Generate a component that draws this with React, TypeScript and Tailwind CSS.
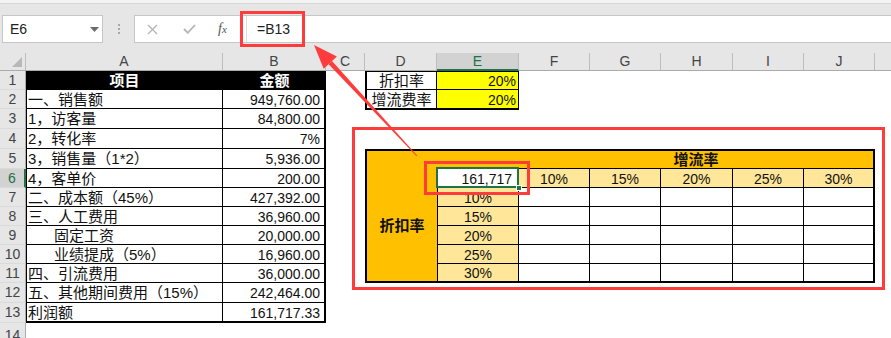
import React from "react";

const FONT = "font-['Liberation_Sans','Noto_Sans_CJK_SC',sans-serif]";

const COLS = ["A", "B", "C", "D", "E", "F", "G", "H", "I", "J"];
const COL_W = ["w-[197px]", "w-[103px]", "w-[39px]", "w-[72px]", "w-[82px]", "w-[71px]", "w-[71px]", "w-[72px]", "w-[71px]", "w-[71px]"];
// row 1..13 heights, row 14 takes the rest
const ROW_H = ["h-[19px]", "h-[19px]", "h-[20px]", "h-[20px]", "h-[20px]", "h-[19px]", "h-[19px]", "h-[19px]", "h-[19px]", "h-[19px]", "h-[19px]", "h-[20px]", "h-[20px]"];

const REPORT: { label: string; value: string; indent?: boolean }[] = [
  { label: "一、销售额", value: "949,760.00" },
  { label: "1，访客量", value: "84,800.00" },
  { label: "2，转化率", value: "7%" },
  { label: "3，销售量（1*2）", value: "5,936.00" },
  { label: "4，客单价", value: "200.00" },
  { label: "二、成本额（45%）", value: "427,392.00" },
  { label: "三、人工费用", value: "36,960.00" },
  { label: "固定工资", value: "20,000.00", indent: true },
  { label: "业绩提成（5%）", value: "16,960.00", indent: true },
  { label: "四、引流费用", value: "36,000.00" },
  { label: "五、其他期间费用（15%）", value: "242,464.00" },
  { label: "利润额", value: "161,717.33" },
];

const RATES = ["10%", "15%", "20%", "25%", "30%"];

function Toolbar() {
  return (
    <div className="h-[53px] bg-[#e6e6e6]">
      <div className="h-[4px] border-b border-[#d6d6d6] bg-[#f3f3f3]" />
      <div className="flex pt-[11px]">
        {/* name box */}
        <div className="ml-[2px] flex h-[28px] w-[101px] items-center justify-between border border-[#c6c6c6] bg-white pl-[7px] pr-[3px] text-[14px] text-[#222]">
          <span>E6</span>
          <svg width="9" height="5" viewBox="0 0 9 5">
            <polygon points="0,0 9,0 4.5,5" fill="#6b6b6b" />
          </svg>
        </div>
        <div className="ml-[14px] flex h-[28px] w-[3px] flex-col items-center justify-center gap-[2px]">
          <span className="h-[2px] w-[2px] bg-[#a8a8a8]" />
          <span className="h-[2px] w-[2px] bg-[#a8a8a8]" />
          <span className="h-[2px] w-[2px] bg-[#a8a8a8]" />
        </div>
        {/* formula bar */}
        <div className="ml-[14px] flex h-[28px] flex-1 border-y border-l border-[#c6c6c6] bg-white">
          <div className="flex w-[112px] items-center border-r border-[#dcdcdc]">
            <svg className="ml-[12px]" width="11" height="11" viewBox="0 0 11 11">
              <path d="M1 1 L10 10 M10 1 L1 10" stroke="#b4b4b4" strokeWidth="1.3" fill="none" />
            </svg>
            <svg className="ml-[25px]" width="13" height="10" viewBox="0 0 13 10">
              <path d="M1 5 L4.8 8.8 L12 1" stroke="#b4b4b4" strokeWidth="1.8" fill="none" />
            </svg>
            <span className="ml-[22px] font-['Liberation_Serif',serif] text-[14px] italic leading-none text-[#555]">
              f<span className="text-[11px]">x</span>
            </span>
          </div>
          <div className="flex items-center pl-[10px] text-[14px] text-[#222]">=B13</div>
        </div>
      </div>
    </div>
  );
}

function ColumnHeader() {
  return (
    <div className="flex h-[18px] border-b border-[#ababab] bg-[#e6e6e6] text-[14px] text-[#444]">
      <div className="relative w-[26px] border-r border-[#bdbdbd]">
        <svg className="absolute bottom-[3px] right-[3px]" width="10" height="10" viewBox="0 0 10 10">
          <polygon points="10,0 10,10 0,10" fill="#b8b8b8" />
        </svg>
      </div>
      {COLS.map((c, i) =>
        c === "E" ? (
          <div key={c} className={`${COL_W[i]} -mb-px flex items-center justify-center border-r border-b-2 border-r-[#bdbdbd] border-b-[#217346] bg-[#d2d2d2] text-[#217346]`}>
            {c}
          </div>
        ) : (
          <div key={c} className={`${COL_W[i]} flex items-center justify-center border-r border-[#bdbdbd]`}>
            {c}
          </div>
        )
      )}
      <div className="flex-1" />
    </div>
  );
}

function RowHeaders() {
  return (
    <div className="flex w-[26px] flex-col text-[14px] text-[#444]">
      {ROW_H.map((h, i) =>
        i === 5 ? (
          <div key={i} className={`${h} flex items-center justify-center border-b border-r-2 border-b-[#dadada] border-r-[#217346] bg-[#d2d2d2] text-[#217346]`}>
            {i + 1}
          </div>
        ) : (
          <div key={i} className={`${h} flex items-center justify-center border-b border-r border-b-[#dadada] border-r-[#ababab] bg-[#e6e6e6]`}>
            {i + 1}
          </div>
        )
      )}
      <div className="flex flex-1 justify-center border-r border-[#ababab] bg-[#e6e6e6] pt-[2px]">14</div>
    </div>
  );
}

function ReportTable() {
  return (
    <div className="col-span-2 col-start-1 row-span-13 row-start-1 grid grid-cols-[197px_103px] grid-rows-[19px_19px_20px_20px_20px_19px_19px_19px_19px_19px_19px_20px_20px]">
      <div className="flex items-center justify-center bg-black pt-[2px] text-[15px] font-bold text-white">项目</div>
      <div className="flex items-center justify-center bg-black pt-[2px] text-[15px] font-bold text-white">金额</div>
      {REPORT.map((r, i) => {
        const last = i === REPORT.length - 1;
        return (
          <React.Fragment key={r.label}>
            <div
              className={`flex items-center border-l border-r border-black pt-[2px] text-[15px] text-[#111] ${last ? "border-b-2" : "border-b"} ${
                r.indent ? "pl-[27px]" : "pl-[1px]"
              }`}
            >
              {r.label}
            </div>
            <div className={`flex items-center justify-end border-r-2 border-black pr-[4px] pt-[2px] text-[14px] text-[#111] ${last ? "border-b-2" : "border-b"}`}>
              {r.value}
            </div>
          </React.Fragment>
        );
      })}
    </div>
  );
}

function RateTable() {
  return (
    <div className="col-span-2 col-start-4 row-span-2 row-start-1 grid grid-cols-[72px_82px] grid-rows-[19px_20px] text-[#111]">
      <div className="flex items-center justify-center border-l-2 border-r border-t border-b border-black pt-[2px] text-[15px]">折扣率</div>
      <div className="flex items-center justify-end border-r border-t border-b border-black bg-[#ffff00] pr-[2px] pt-[2px] text-[14px]">20%</div>
      <div className="flex items-center justify-center border-b-2 border-l-2 border-r border-black pt-[2px] text-[15px]">增流费率</div>
      <div className="flex items-center justify-end border-b-2 border-r border-black bg-[#ffff00] pr-[2px] pt-[2px] text-[14px]">20%</div>
    </div>
  );
}

function SensitivityTable() {
  return (
    <div className="col-span-7 col-start-4 row-span-7 row-start-5 grid grid-cols-[70px_82px_71px_71px_72px_71px_69px] grid-rows-[18px_19px_19px_19px_19px_19px_17px] border-2 border-black text-[14px] text-[#111]">
      <div className="col-start-1 row-span-7 row-start-1 flex items-center justify-center bg-[#ffc000] pt-[20px] text-[15px] font-bold">折扣率</div>
      <div className="col-span-6 col-start-2 row-start-1 flex items-center justify-center border-b border-black bg-[#ffc000] pl-[82px] pt-[1px] text-[15px] font-bold">
        增流率
      </div>
      {/* row 6 */}
      <div className="relative col-start-2 row-start-2 flex items-center justify-end border-b border-l border-r border-black bg-white pr-[6px] pt-[2px]">
        161,717
        <div className="absolute -bottom-px -left-[2px] -right-px -top-[2px] border-2 border-[#217346]" />
        <div className="absolute -bottom-[4px] -right-[4px] h-[6px] w-[6px] border border-white bg-[#217346]" />
      </div>
      {RATES.map((r, i) => (
        <div key={r} className={`row-start-2 flex items-center justify-center border-b border-black bg-[#ffe699] pt-[2px] ${i < 4 ? "border-r" : ""}`}>
          {r}
        </div>
      ))}
      {/* rows 7-11 */}
      {RATES.map((r, ri) => (
        <React.Fragment key={r}>
          <div className={`col-start-2 flex items-center justify-center border-l border-r border-black bg-[#ffe699] pt-[2px] ${ri < 4 ? "border-b" : ""}`}>{r}</div>
          {[0, 1, 2, 3, 4].map((c) => (
            <div key={c} className={`border-black ${ri < 4 ? "border-b" : ""} ${c < 4 ? "border-r" : ""}`} />
          ))}
        </React.Fragment>
      ))}
    </div>
  );
}

function Overlays() {
  return (
    <>
      <div className="absolute left-[240px] top-[11px] h-[36px] w-[65px] border-[3px] border-[#ff3c3c]" />
      <div className="absolute left-[352px] top-[127px] h-[163px] w-[533px] border-[3px] border-[#ff3c3c]" />
      <div className="absolute left-[424px] top-[161px] h-[34px] w-[106px] border-[3px] border-[#ff3c3c]" />
      <svg className="pointer-events-none absolute left-0 top-0" width="891" height="338" viewBox="0 0 891 338">
        <polygon points="314,45 323.7,68.7 336.9,56.5" fill="#ff3c3c" />
        <polygon points="328.6,64.2 332,61 417.4,155.7 416.6,156.3" fill="#ff3c3c" />
      </svg>
    </>
  );
}

export default function App() {
  return (
    <div className={`relative h-[338px] w-[891px] overflow-hidden bg-white ${FONT}`}>
      <Toolbar />
      <ColumnHeader />
      <div className="flex h-[267px]">
        <RowHeaders />
        <div className="grid flex-1 grid-cols-[197px_103px_39px_72px_82px_71px_71px_72px_71px_71px_1fr] grid-rows-[19px_19px_20px_20px_20px_19px_19px_19px_19px_19px_19px_20px_20px_1fr]">
          <ReportTable />
          <RateTable />
          <SensitivityTable />
        </div>
      </div>
      <Overlays />
    </div>
  );
}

--*--

* _Do this_
Select and copy every line of the material that holds the string "React".

* _Final result_
Generate a component that draws this with React, TypeScript and Tailwind CSS.
import React from "react";
          <React.Fragment key={r.label}>
          </React.Fragment>
        <React.Fragment key={r}>
        </React.Fragment>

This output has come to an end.